Some real economic indicators, a few more forward-looking indicators, and a fair degree of anecdotal evidence are all pointing towards some slowing in Irish economic activity. In the event of the UK leaving with a deal and the prospect of a negotiated trading relationship further down the road, Ireland will breathe one hell of a collective sigh of relief.
And the negative economic vibes will do an about-turn. But it is worth taking stock of the damage that the Brexit storm has already caused. No one is suggesting a move towards outright recession is imminent, but it is clear the vast uncertainty and fear in relation to Brexit are taking a real toll on confidence and economic activity.
On the real economy side, the evidence of slowdown is certainly building. The housing market growth continues to decelerate, with the most recent data showing that in the year to August, national average residential property prices increased by 2% and Dublin prices declined by 0.3%. Outside of Dublin, prices increased by 4.4%.
This is certainly a positive development, but as well as affordability issues as a result of the Central Bank’s mortgage lending restrictions, and increased supply, there is certainly a growing sense of fear and uncertainty impacting on house buyer behaviour.
New car sales are down 7.3% in the year to date and the trading environment for the motor trade is challenging. Retail sales in the first eight months of the year were just 0.3% ahead of the same period in 2018 in value terms, and 1.2% in volume terms.
However, when weak new car sales are excluded, the retail sales performance is somewhat stronger, with the value of sales up by 2.9% and the volume of sales 4.6%. Manufacturing output in the first eight months of the year was up by just 1% on the same period in 2018.
The so-called modern component was down by 0.1% while the traditional component was up by 7.9%. This is a relatively weak manufacturing performance and does suggest some pressures emanating from the clear slowdown and uncertainty in relation to the global economic outlook.
On the confidence side, the pressures are also becoming increasingly obvious. The ongoing fragility and nervousness of the personal sector is demonstrated by the fact that consumer confidence fell to the lowest level in six years in September.
Brexit fears are leaning heavily on the Irish consumer. The Purchasing Managers Index (PMI) of manufacturing activity in September stood at 48.7. A reading below 50 signifies a contraction in activity.
The latest PMI for the construction sector showed a reading of 48.3 in September, which is the first contraction in activity since August 2013. Residential activity is continuing to expand, but commercial development activity declined for the first time in over six years.
The one piece of data that flies totally in the face of all this more sober news, is on the export front.
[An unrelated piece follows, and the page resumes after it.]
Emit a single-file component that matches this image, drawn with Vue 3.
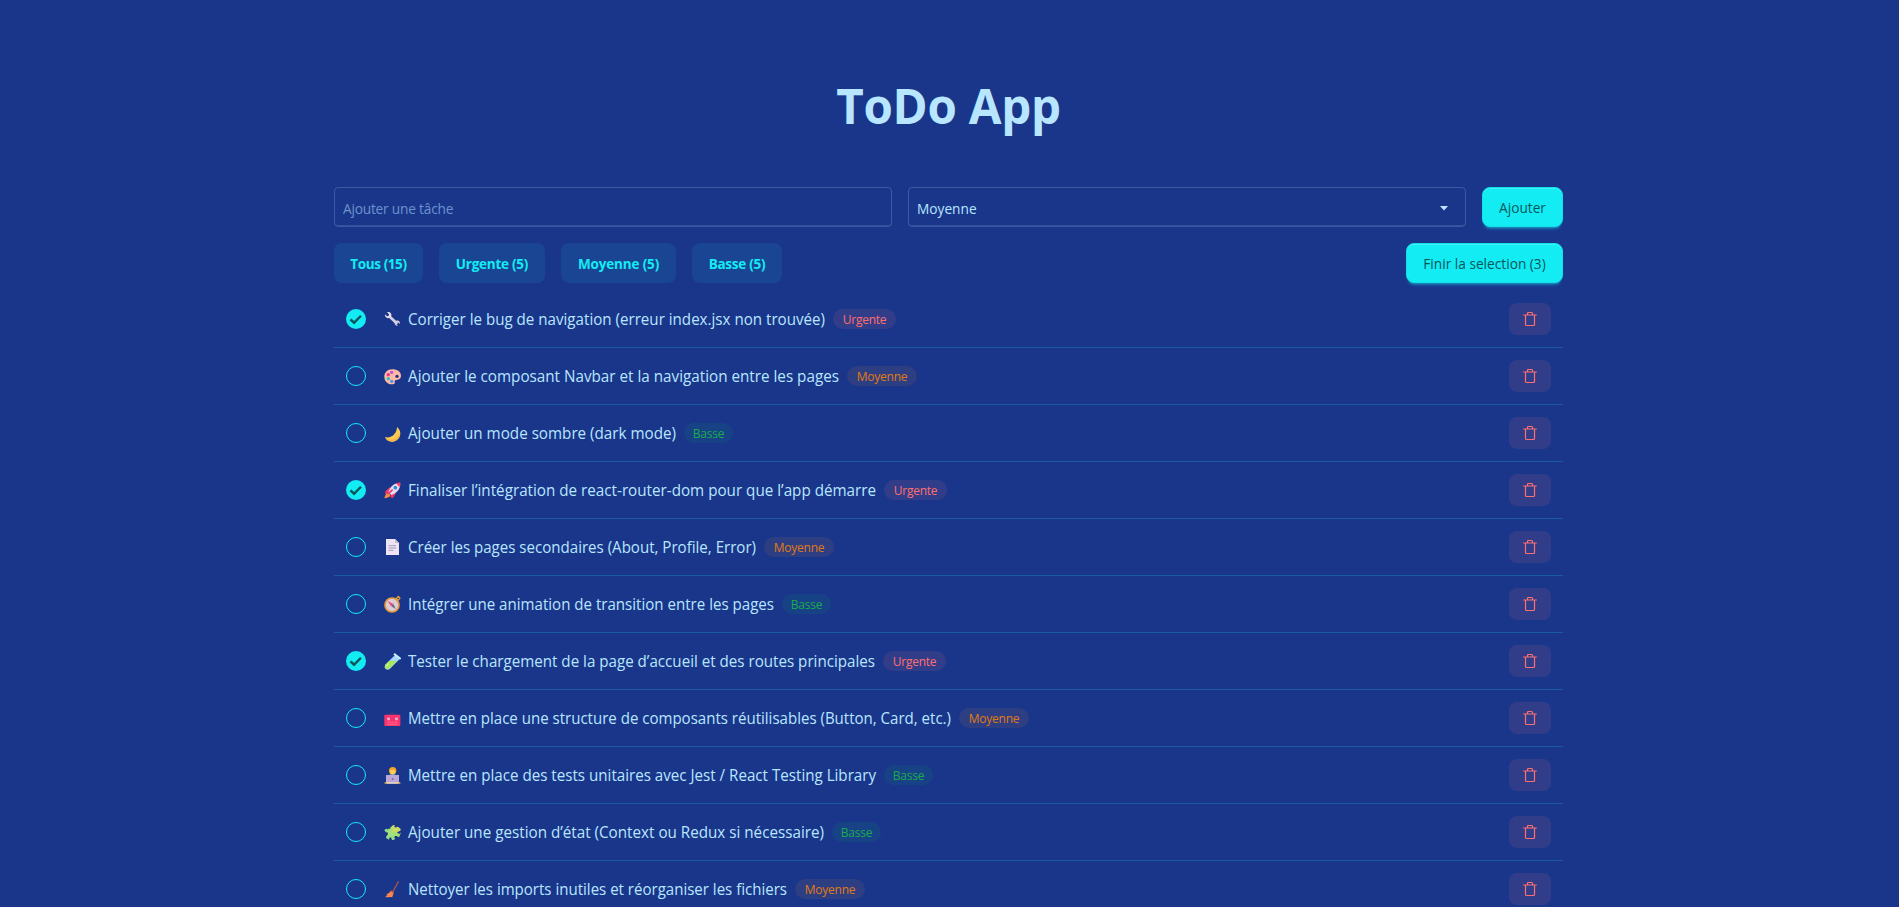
<script setup>
const filters = [
  { name: 'Tous', count: 15, size: 'tous' },
  { name: 'Urgente', count: 5, size: 'urgente' },
  { name: 'Moyenne', count: 5, size: 'moyenne' },
  { name: 'Basse', count: 5, size: 'basse' },
]

const todos = [
  { icon: 'wrench', text: 'Corriger le bug de navigation (erreur index.jsx non trouvée)', priority: 'Urgente', done: true, width: 417 },
  { icon: 'palette', text: 'Ajouter le composant Navbar et la navigation entre les pages', priority: 'Moyenne', done: false, width: 431 },
  { icon: 'moon', text: 'Ajouter un mode sombre (dark mode)', priority: 'Basse', done: false, width: 268 },
  { icon: 'rocket', text: 'Finaliser l’intégration de react-router-dom pour que l’app démarre', priority: 'Urgente', done: true, width: 468 },
  { icon: 'page', text: 'Créer les pages secondaires (About, Profile, Error)', priority: 'Moyenne', done: false, width: 348 },
  { icon: 'compass', text: 'Intégrer une animation de transition entre les pages', priority: 'Basse', done: false, width: 366 },
  { icon: 'tube', text: 'Tester le chargement de la page d’accueil et des routes principales', priority: 'Urgente', done: true, width: 467 },
  { icon: 'toolbox', text: 'Mettre en place une structure de composants réutilisables (Button, Card, etc.)', priority: 'Moyenne', done: false, width: 543 },
  { icon: 'coder', text: 'Mettre en place des tests unitaires avec Jest / React Testing Library', priority: 'Basse', done: false, width: 468 },
  { icon: 'puzzle', text: 'Ajouter une gestion d’état (Context ou Redux si nécessaire)', priority: 'Basse', done: false, width: 416 },
  { icon: 'broom', text: 'Nettoyer les imports inutiles et réorganiser les fichiers', priority: 'Moyenne', done: false, width: 379 },
]
</script>

<template>
  <main class="page">
    <h1 class="title">ToDo App</h1>

    <div class="form">
      <div class="field placeholder">Ajouter une tâche</div>
      <div class="field select">
        <span>Moyenne</span>
        <svg width="8" height="5" viewBox="0 0 8 5"><path d="M0 0h8L4 4.6z" fill="currentColor" /></svg>
      </div>
      <button class="btn primary add">Ajouter</button>
    </div>

    <div class="toolbar">
      <div class="filters">
        <button v-for="f in filters" :key="f.name" class="btn soft" :class="f.size">{{ f.name }} ({{ f.count }})</button>
      </div>
      <button class="btn primary finish">Finir la selection (3)</button>
    </div>

    <ul class="list">
      <li v-for="t in todos" :key="t.text" class="row">
        <span class="check" :class="{ checked: t.done }">
          <svg v-if="t.done" width="20" height="20" viewBox="0 0 20 20">
            <path d="M3.6 11.2l1.8-1.7 2.7 2.4 6-5.9 1.7 1.6-7.7 7.8z" fill="currentColor" />
          </svg>
        </span>

        <svg class="emoji" viewBox="0 0 51 54">
          <g v-if="t.icon === 'wrench'">
            <path d="M14 17l26 24" stroke="#d9d0e8" stroke-width="8" />
            <path d="M9 7l6 6-1 5-5 1-6-6c-1 8 5 13 12 11l7-6c2-8-5-14-13-11z" fill="#e6dff0" />
            <path d="M32 37c-1 7 4 12 10 10l-5-5 1-4 4-1 5 5c3-7-4-12-10-10z" fill="#d6cce3" />
          </g>
          <g v-else-if="t.icon === 'palette'">
            <path d="M25 7C10 7 1 17 1 29s9 23 22 23c8 0 11-3 9-8-1-4 3-6 9-6 6-1 10-5 10-12C51 15 40 7 25 7z" fill="#ffb9a4" />
            <circle cx="39" cy="28" r="5" fill="#1a368b" />
            <circle cx="23" cy="16" r="5" fill="#bb4fe0" />
            <circle cx="13" cy="23" r="5" fill="#f4318d" />
            <circle cx="13" cy="35" r="5" fill="#25c4b5" />
            <circle cx="23" cy="43" r="5" fill="#4b91f0" />
          </g>
          <g v-else-if="t.icon === 'moon'">
            <path d="M39 9c18 14 10 42-12 44C14 54 6 48 3 39c18 6 36-10 36-30z" fill="#ffca50" />
            <path d="M6 42c14 10 33 5 42-13-2 14-11 23-23 24-9 0-15-4-19-11z" fill="#f7b252" />
          </g>
          <g v-else-if="t.icon === 'rocket'">
            <path d="M1 50l6-14 10 2 2 8-13 6z" fill="#ff873d" />
            <path d="M18 18L4 31v8l12-3zm18 18l-9 15-8-2 3-12z" fill="#f43566" />
            <path d="M46 7c-19-1-29 14-33 27l9 8c14-5 27-17 27-34z" fill="#e6dcf2" />
            <path d="M36 7l13-3-2 15z" fill="#ff3967" />
            <circle cx="34" cy="20" r="5.5" fill="#3788d7" />
            <path d="M14 37l12-11" stroke="#f43566" stroke-width="5" />
          </g>
          <g v-else-if="t.icon === 'page'">
            <path d="M6 3h27l12 12v36H6z" fill="#eee4f5" />
            <path d="M33 3v12h12z" fill="#c9bad7" />
            <path d="M14 23h22M14 30h22M14 37h14" stroke="#998ca9" stroke-width="2.5" />
          </g>
          <g v-else-if="t.icon === 'compass'">
            <path d="M37 10l6-6 5 6-6 6z" fill="none" stroke="#e4a13c" stroke-width="3.5" />
            <circle cx="24" cy="30" r="21" fill="#dccbd8" stroke="#e89b3b" stroke-width="5" />
            <path d="M11 18l17 9-7 6z" fill="#f3426c" />
            <path d="M35 42l-7-15-7 6z" fill="#70617e" />
          </g>
          <g v-else-if="t.icon === 'tube'">
            <path d="M34 8l13 13-29 29c-5 5-12 3-15-1-2-4-1-8 2-12z" fill="#a6d8fa" />
            <path d="M15 27h24L18 48c-5 5-12 3-14-1-2-3-1-7 2-10z" fill="#a8e75d" />
            <path d="M30 5l20 16" stroke="#c8edff" stroke-width="6" />
            <path d="M13 35L8 42" stroke="#e4ff9d" stroke-width="3" />
          </g>
          <g v-else-if="t.icon === 'toolbox'">
            <path d="M17 17v-2q0-3 4-3h8q4 0 4 3v2" fill="none" stroke="#45406f" stroke-width="3" />
            <rect x="1" y="17" width="48" height="34" rx="3" fill="#fb346d" />
            <path d="M1 29h48" stroke="#dd2f6c" stroke-width="2" />
            <path d="M9 26h9v5l-4 4-5-4zm24 0h9v5l-4 4-5-4z" fill="#e0b4d6" />
            <path d="M10 40h31M10 46h31" stroke="#f879a5" stroke-width="2" />
          </g>
          <g v-else-if="t.icon === 'coder'">
            <path d="M10 34q1-9 15-10 15 1 17 10z" fill="#4a97dd" />
            <circle cx="26" cy="14" r="11" fill="#f5a52f" />
            <path d="M18 13l12-2 4 5c0 13-16 13-16 0z" fill="#ffd04f" />
            <path d="M6 27h39v24H6z" fill="#b9a7d8" />
            <circle cx="26" cy="39" r="3" fill="#83699e" />
            <path d="M2 51h47" stroke="#ffcf49" stroke-width="4" />
            <path d="M9 51h33" stroke="#dcd2ec" stroke-width="4" />
          </g>
          <g v-else-if="t.icon === 'puzzle'">
            <path d="M14 16l11-7 2 0 0 5 6-1 1-5 12 6-4 9-4 3 3 5 10-2-6 14-9-4-3 0-2 4 3 5-9 3-4-8-5 1-1 6-9-6 4-8-1-5-4-2z" fill="#a3e075" />
            <circle cx="29" cy="11" r="5" fill="#d6db66" />
            <circle cx="45" cy="20" r="5" fill="#d6db66" />
            <circle cx="7" cy="22" r="5" fill="#8bdc91" />
            <circle cx="12" cy="42" r="5" fill="#8bdc91" />
            <circle cx="27" cy="47" r="4" fill="#8bdc91" />
            <path d="M26 10l18 3 2 11-9 6-13-6z" fill="#c9dd68" />
            <circle cx="35" cy="10" r="3.5" fill="#1a368b" />
            <circle cx="46" cy="29" r="3.5" fill="#1a368b" />
            <circle cx="36" cy="43" r="4" fill="#1a368b" />
            <circle cx="8" cy="32" r="4" fill="#1a368b" />
            <circle cx="16" cy="14" r="3.5" fill="#1a368b" />
          </g>
          <g v-else>
            <path d="M43 5L26 36" stroke="#a15549" stroke-width="4" stroke-linecap="round" />
            <path d="M20 33l9 5-4 13-19 1-1-4 6-2-4-3q9-2 13-10z" fill="#ff874e" />
            <path d="M21 31l9 5-2 4-9-5z" fill="#d15b47" />
          </g>
        </svg>

        <svg class="label" :width="t.width" height="24">
          <text x="0" y="17.5" :textLength="t.width" lengthAdjust="spacingAndGlyphs">{{ t.text }}</text>
        </svg>
        <span class="badge" :class="t.priority.toLowerCase()">{{ t.priority }}</span>

        <button class="btn trash" aria-label="Supprimer">
          <svg width="16" height="16" viewBox="0 0 16 16" fill="none" stroke="currentColor" stroke-width="1.2" stroke-linejoin="round">
            <path d="M1.2 4h13.6M3.5 4v9.5q0 1 1 1h7q1 0 1-1V4M5.5 4V2.4q0-.9.9-.9h3.2q.9 0 .9.9V4" />
          </svg>
        </button>
      </li>
    </ul>
  </main>
</template>

<style>
html,
body {
  height: 100%;
  overflow: hidden;
  background: #1a368b;
}
</style>

<style scoped>
.page {
  width: 1229px;
  height: 907px;
  margin-left: 334px;
  overflow: hidden;
  color: #b8e6fe;
  font-family: "Open Sans", "Noto Sans", sans-serif;
}
.title {
  margin: 82px 0 57px;
  height: 48px;
  line-height: 48px;
  text-align: center;
  font-size: 47.5px;
  font-weight: 700;
  letter-spacing: -0.25px;
}
.form {
  display: flex;
  gap: 16px;
}
.field {
  box-sizing: border-box;
  width: 558px;
  display: flex;
  align-items: center;
  height: 40px;
  padding: 2px 8px 0;
  border: 1px solid #3a59a2;
  border-radius: 4px;
  box-shadow: inset 0 -1px #314f9a;
  font-size: 13.7px;
  letter-spacing: -0.2px;
}
.placeholder {
  color: #6c93cb;
}
.select {
  justify-content: space-between;
  padding-right: 17px;
  letter-spacing: 0;
}
.btn {
  box-sizing: border-box;
  display: flex;
  align-items: center;
  justify-content: center;
  height: 40px;
  padding: 2px 0 0;
  border: 0;
  border-radius: 8px;
  font-family: inherit;
  font-size: 13.7px;
  white-space: nowrap;
}
.primary {
  border: 1px solid #12dfe7;
  padding-top: 1px;
  background: #13ecf3;
  color: #07565a;
  font-weight: 500;
  box-shadow: inset 0 1px #3ff2f7, 0 3px 2px -2px #13ecf34d, 0 4px 3px -2px #13ecf34d;
}
.add {
  width: 81px;
}
.finish {
  width: 157px;
}
.toolbar {
  display: flex;
  justify-content: space-between;
  margin-top: 16px;
}
.filters {
  display: flex;
  gap: 16px;
}
.soft {
  background: #1a4593;
  color: #13ecf3;
  font-weight: 700;
  font-size: 13.5px;
  letter-spacing: -0.4px;
}
.soft.tous {
  width: 89px;
}
.soft.urgente {
  width: 106px;
  letter-spacing: -0.25px;
}
.soft.moyenne {
  width: 115px;
  letter-spacing: -0.15px;
}
.soft.basse {
  width: 90px;
  letter-spacing: -0.25px;
}
.list {
  margin: 8px 0 0;
  padding: 0;
  list-style: none;
}
.row {
  box-sizing: border-box;
  display: flex;
  align-items: center;
  height: 57px;
  padding: 0 12px;
  border-bottom: 1px solid #195aa0;
}
.check {
  box-sizing: border-box;
  width: 20px;
  height: 20px;
  border: 1px solid #13ecf3;
  border-radius: 50%;
}
.check.checked {
  border: 0;
  background: #13ecf3;
  color: #07565a;
}
.check svg {
  display: block;
}
.emoji {
  width: 17px;
  height: 18px;
  margin-left: 18px;
}
.label {
  margin-left: 7px;
  overflow: visible;
}
.label text {
  fill: #b8e6fe;
  font-size: 15.7px;
}
.badge {
  box-sizing: border-box;
  height: 20px;
  margin-left: 8px;
  padding-top: 1px;
  border-radius: 10px;
  line-height: 20px;
  text-align: center;
  font-size: 12px;
  letter-spacing: -0.25px;
}
.badge.urgente {
  width: 63px;
  background: #313d89;
  color: #ff6f70;
}
.badge.moyenne {
  width: 70px;
  background: #2d3e83;
  color: #e07a14;
}
.badge.basse {
  width: 49px;
  background: #184286;
  color: #18ab4d;
}
.trash {
  width: 42px;
  height: 32px;
  margin-left: auto;
  padding: 0;
  background: #313d89;
  color: #ff6f70;
}
</style>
In the first eight months of the year, the value of merchandise exports expanded by a very strong 10.9%, and despite sterling weakness and a much slower UK economy, sales into that market increased by 5.3%.
Even more impressive is the fact that exports of food and live animals have increased by 5.4%. It is not just the multi-national sector that is driving the stellar export performance.
Interestingly, in the first eight months, the UK accounted for just 10.8% of total exports, which is the lowest level on record. Of course, this statistic hides the fact that Britain accounted for almost 33% of total exports from that sector.
The overall reliance on the UK has reduced considerably over the years, but for indigenous exporters,particularly those in the SME sector, the UK still has a disproportionate share of Irish external trade. A point of note also is that we imported €13.6bn worth of goods from the UK, accounting for almost 24% of total imports.
This is where the potential for shortages of some food categories and other items on Irish shelves could become a real issue in the event of a no-deal Brexit. Hopefully, that eventuality is lessening somewhat.